A questão é que a razão, ao ser imbuída de uma primazia
no processo de conhecimento, acaba por tornar-se arrogante. E o arrogante é,
entre outras coisas, aquele que não vê. Com
isso, muitas vezes, a filosofia – que, a priori, nos remeteria se não ao amor,
mas, pelo menos, a um apreço pela sabedoria – acaba convertendo-se na expressão
maior da tolice humana. E o filósofo, perdido em suas muitas abstrações
desconexas – ainda que sejam abstrações de temática existencialista! –,
afasta-se cada vez mais da real intenção de sua busca.

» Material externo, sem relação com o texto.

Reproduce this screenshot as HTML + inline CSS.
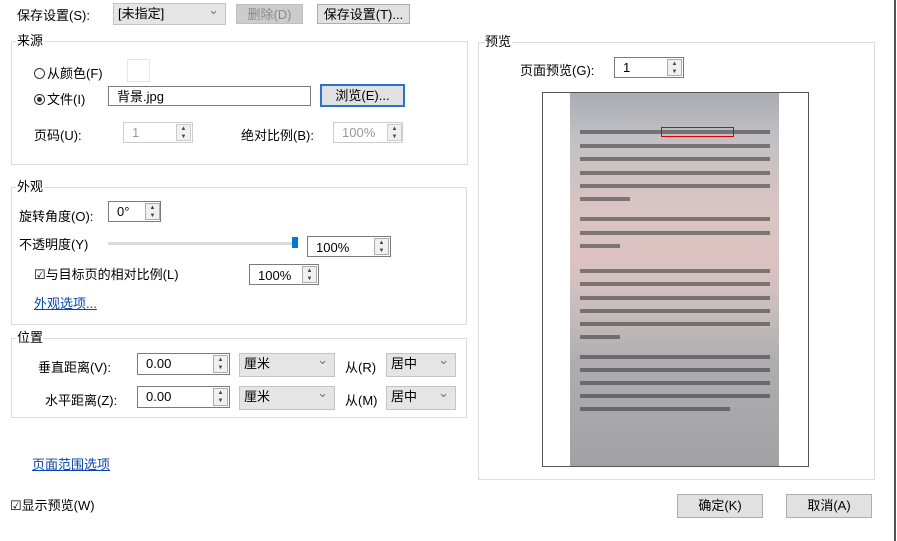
<!DOCTYPE html><html><head><meta charset="utf-8"><style>
body{margin:0;width:897px;height:541px;background:#fff;position:relative;overflow:hidden;font:13px "Liberation Sans","Noto Sans CJK SC",sans-serif;color:#000}
.a{position:absolute;white-space:nowrap}
.fs{position:absolute;border:1px solid #dcdcdc}
.lg{position:absolute;background:#fff;padding:0 1px;line-height:14px}
.inp{position:absolute;border:1px solid #7a7a7a;background:#fff;box-sizing:border-box;padding-left:8px;line-height:19px}
.dis{border-color:#ccc;color:#999}
.sp{position:absolute;width:15px;box-sizing:border-box;border:1px solid #adadad;background:#f0f0f0;font-size:6px;line-height:8px;text-align:center;color:#444}
.sel{position:absolute;border:1px solid #c4c4c4;background:#e5e5e5;box-sizing:border-box;padding-left:4px;line-height:20px}
.sel:after{content:"⌄";position:absolute;right:6px;top:-4px;color:#777}
.btn{position:absolute;border:1px solid #adadad;background:#e1e1e1;box-sizing:border-box;text-align:center;line-height:20px}
.ln{position:absolute;left:580px;height:4px;background:#333;opacity:.55}
.rad{display:inline-block;width:11px;height:11px;border:1px solid #333;border-radius:50%;vertical-align:-1px;margin-right:2px;box-sizing:border-box;position:relative}
.rad.on:after{content:"";position:absolute;left:2px;top:2px;width:5px;height:5px;border-radius:50%;background:#333}
</style></head><body>
<div class="a" style="left:17px;top:5px">保存设置(S):</div>
<div class="sel" style="left:113px;top:3px;width:113px;height:22px;background:#e5e5e5">[未指定]</div>
<div class="btn" style="left:236px;top:4px;width:67px;height:20px;background:#ccc;border-color:#bfbfbf;color:#8a8a8a">删除(D)</div>
<div class="btn" style="left:317px;top:4px;width:93px;height:20px">保存设置(T)...</div>

<div class="fs" style="left:11px;top:41px;width:455px;height:122px"></div>
<div class="lg" style="left:16px;top:34px">来源</div>
<div class="a" style="left:34px;top:63px"><span class="rad"></span>从颜色(F)</div>
<div class="a" style="left:127px;top:59px;width:21px;height:21px;border:1px solid #e5e5e5"></div>
<div class="a" style="left:34px;top:89px"><span class="rad on"></span>文件(I)</div>
<div class="inp" style="left:108px;top:86px;width:203px;height:20px">背景.jpg</div>
<div class="btn" style="left:320px;top:84px;width:85px;height:23px;border:2px solid #2a73c7;line-height:19px">浏览(E)...</div>
<div class="a" style="left:34px;top:125px">页码(U):</div>
<div class="inp dis" style="left:123px;top:122px;width:70px;height:21px">1</div>
<div class="sp" style="left:176px;top:124px;height:17px;border-color:#ccc">▲<br>▼</div>
<div class="a" style="left:241px;top:125px">绝对比例(B):</div>
<div class="inp dis" style="left:333px;top:122px;width:70px;height:21px">100%</div>
<div class="sp" style="left:387px;top:124px;height:17px;border-color:#ccc">▲<br>▼</div>

<div class="fs" style="left:11px;top:187px;width:454px;height:136px"></div>
<div class="lg" style="left:16px;top:180px">外观</div>
<div class="a" style="left:19px;top:206px">旋转角度(O):</div>
<div class="inp" style="left:108px;top:201px;width:53px;height:21px">0°</div>
<div class="sp" style="left:145px;top:203px;height:17px">▲<br>▼</div>
<div class="a" style="left:19px;top:234px">不透明度(Y)</div>
<div class="a" style="left:108px;top:242px;width:190px;height:3px;background:#dadada"></div>
<div class="a" style="left:292px;top:237px;width:6px;height:11px;background:#0078d7"></div>
<div class="inp" style="left:307px;top:236px;width:84px;height:21px;line-height:21px">100%</div>
<div class="sp" style="left:374px;top:238px;height:17px">▲<br>▼</div>
<div class="a" style="left:34px;top:264px">☑与目标页的相对比例(L)</div>
<div class="inp" style="left:249px;top:264px;width:70px;height:21px;line-height:21px">100%</div>
<div class="sp" style="left:302px;top:266px;height:17px">▲<br>▼</div>
<div class="a" style="left:34px;top:293px;color:#0645ad;text-decoration:underline">外观选项...</div>

<div class="fs" style="left:11px;top:338px;width:454px;height:78px"></div>
<div class="lg" style="left:16px;top:331px">位置</div>
<div class="a" style="left:38px;top:357px">垂直距离(V):</div>
<div class="inp" style="left:137px;top:353px;width:93px;height:22px">0.00</div>
<div class="sp" style="left:213px;top:355px;height:18px">▲<br>▼</div>
<div class="sel" style="left:239px;top:353px;width:96px;height:24px">厘米</div>
<div class="a" style="left:345px;top:357px">从(R)</div>
<div class="sel" style="left:386px;top:353px;width:70px;height:24px">居中</div>
<div class="a" style="left:45px;top:390px">水平距离(Z):</div>
<div class="inp" style="left:137px;top:386px;width:93px;height:22px">0.00</div>
<div class="sp" style="left:213px;top:388px;height:18px">▲<br>▼</div>
<div class="sel" style="left:239px;top:386px;width:96px;height:24px">厘米</div>
<div class="a" style="left:345px;top:390px">从(M)</div>
<div class="sel" style="left:386px;top:386px;width:70px;height:24px">居中</div>

<div class="a" style="left:32px;top:454px;color:#0645ad;text-decoration:underline">页面范围选项</div>
<div class="a" style="left:10px;top:495px">☑显示预览(W)</div>

<div class="fs" style="left:478px;top:42px;width:395px;height:436px"></div>
<div class="lg" style="left:484px;top:35px">预览</div>
<div class="a" style="left:520px;top:60px">页面预览(G):</div>
<div class="inp" style="left:614px;top:57px;width:70px;height:21px">1</div>
<div class="sp" style="left:667px;top:59px;height:17px">▲<br>▼</div>
<div class="a" style="left:542px;top:92px;width:265px;height:373px;border:1px solid #555;background:#fff"></div>
<div class="a" style="left:570px;top:93px;width:209px;height:373px;background:linear-gradient(#a9acb3 0%,#c2c0c4 12%,#d9c4c4 30%,#dcc3c2 45%,#c8bdbd 58%,#aeadb0 72%,#a2a2a5 100%)"></div>
<div class="ln" style="top:130px;width:190px"></div>
<div class="ln" style="top:144px;width:190px"></div>
<div class="ln" style="top:157px;width:190px"></div>
<div class="ln" style="top:171px;width:190px"></div>
<div class="ln" style="top:184px;width:190px"></div>
<div class="ln" style="top:197px;width:50px"></div>
<div class="ln" style="top:217px;width:190px"></div>
<div class="ln" style="top:231px;width:190px"></div>
<div class="ln" style="top:244px;width:40px"></div>
<div class="ln" style="top:269px;width:190px"></div>
<div class="ln" style="top:282px;width:190px"></div>
<div class="ln" style="top:296px;width:190px"></div>
<div class="ln" style="top:309px;width:190px"></div>
<div class="ln" style="top:322px;width:190px"></div>
<div class="ln" style="top:335px;width:40px"></div>
<div class="ln" style="top:355px;width:190px"></div>
<div class="ln" style="top:368px;width:190px"></div>
<div class="ln" style="top:381px;width:190px"></div>
<div class="ln" style="top:394px;width:190px"></div>
<div class="ln" style="top:407px;width:150px"></div>
<div class="a" style="left:661px;top:127px;width:71px;height:8px;border:1px solid #d00"></div>
<div class="btn" style="left:677px;top:494px;width:86px;height:24px;line-height:22px">确定(K)</div>
<div class="btn" style="left:786px;top:494px;width:86px;height:24px;line-height:22px">取消(A)</div>
<div class="a" style="left:894px;top:0;width:2px;height:541px;background:#555"></div>
</body></html>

Esse tipo de filosofia, incapaz de reconhecer e absorver
os outros caminhos do conhecer humano, é expressa de forma muito interessante
no famoso episódio evangélico em que Jesus é preso e encontra-se diante de
Pilatos para ser interpelado. O texto mostra que, ao afirmar que seu reino não
era deste mundo – remetendo-se, claramente, a uma realidade interior –, sua
fala é interpretada de maneira literal, fazendo com que Pilatos pergunte se,
então, ele era um rei. Diante da resposta de Jesus, de que era para isso que
tinha vindo ao mundo, para dar testemunho da verdade, Pôncio Pilatos, possuído
pelo mais puro espírito filosófico, deflagra, então, sua fatídica tréplica: o
que é a verdade?
E a pergunta o que
é? – talvez a mais importante da filosofia –, ao esperar como resposta
sempre a definição de um conceito, revela, como nenhuma outra, o paradoxo
perverso no qual a filosofia cai. Afinal, se um conceito só pode ser obtido
através de um processo de abstração operado pela razão, ele nunca será capaz de
alcançar a verdade em um sentido mais pleno. Por isso, diante de um ser
inteiro, que viveu divinamente sua humanidade, desconhecendo divisão e
fragmentação – diante da verdade encarnada! –, Pilatos foi incapaz de
reconhecer a verdade. Ele esperava uma ideia. Não foi capaz de suportar a
realidade de uma verdade que caminhava sobre pés que tocavam o chão. Olhando
nos olhos da verdade, só conseguiu fazer filosofia.
Esse tipo de filosofia, contudo, não é, certamente, o
único possível . O próprio cristianismo, abordado de outro prisma que não o da
religião, é capaz de nos fornecer direções, se não completamente satisfatórias,
no mínimo bastante interessantes.
O mesmo Evangelho de João, por exemplo, já começa com a
encarnação do logos. Cristo é não só
verbo que se faz carne, mas aquele que estabelece uma relação de identidade
entre o seu ente – não um ser abstrato! – e a verdade. Uma noção de verdade que – não podemos
esquecer – encontra seu sentido no conjunto das palavras que a acompanham: caminho
e vida (Eu sou o caminho, a verdade e a vida).
Portanto, diferente do logos abstrato, especulativo e discursivo do pensamento filosófico
tradicional, o logos de Jesus é um logos encarnado. E é apenas nesse
mistério de descida do logos à terra
que a existência pode, então, ser identificada à verdade. Longe dos conceitos e
dos argumentos, o logos da filosofia
crística – chamemos assim – é um logos
caminhante. Um logos que, no caminho,
se faz vida. Vida inteira.
E esse logos,
naturalmente, ao se lançar na relação com o todo da existência, interagindo com
as dimensões do corpo, do espírito e também com as dimensões transracionais da
mente, comporta-se e expressa-se de maneira completamente diferente. É um logos que se afirma não no discurso, mas
na presença, descansando na dupla tranquilidade de não ter posições a sustentar
e, também, de não desperdiçar suas “pérolas com porcos”. Um logos que, enfim, transformando-se numa
espada afiada, passa a trazer em si a força da inteireza.
Dessa maneira, creio que a filosofia não está de todo
perdida. Além do diálogo com as tradições do oriente e do resgate do
conhecimento ancestral de vários povos nativos espalhados ao redor do mundo,
cada qual com sua sabedoria, temos no próprio ocidente oportunidades de contato
com maneiras de se relacionar com o pensamento distintas daquela que até hoje
tem sido hegemônica por aqui e que podem, e muito, enriquecer nosso pensar
filosófico, transformando-o num sentir-pensar-fazer filosófico.
Afinal,
parafraseando o bigode mais bonito da Alemanha, também eu não poderia acreditar
numa filosofia que não soubesse dançar!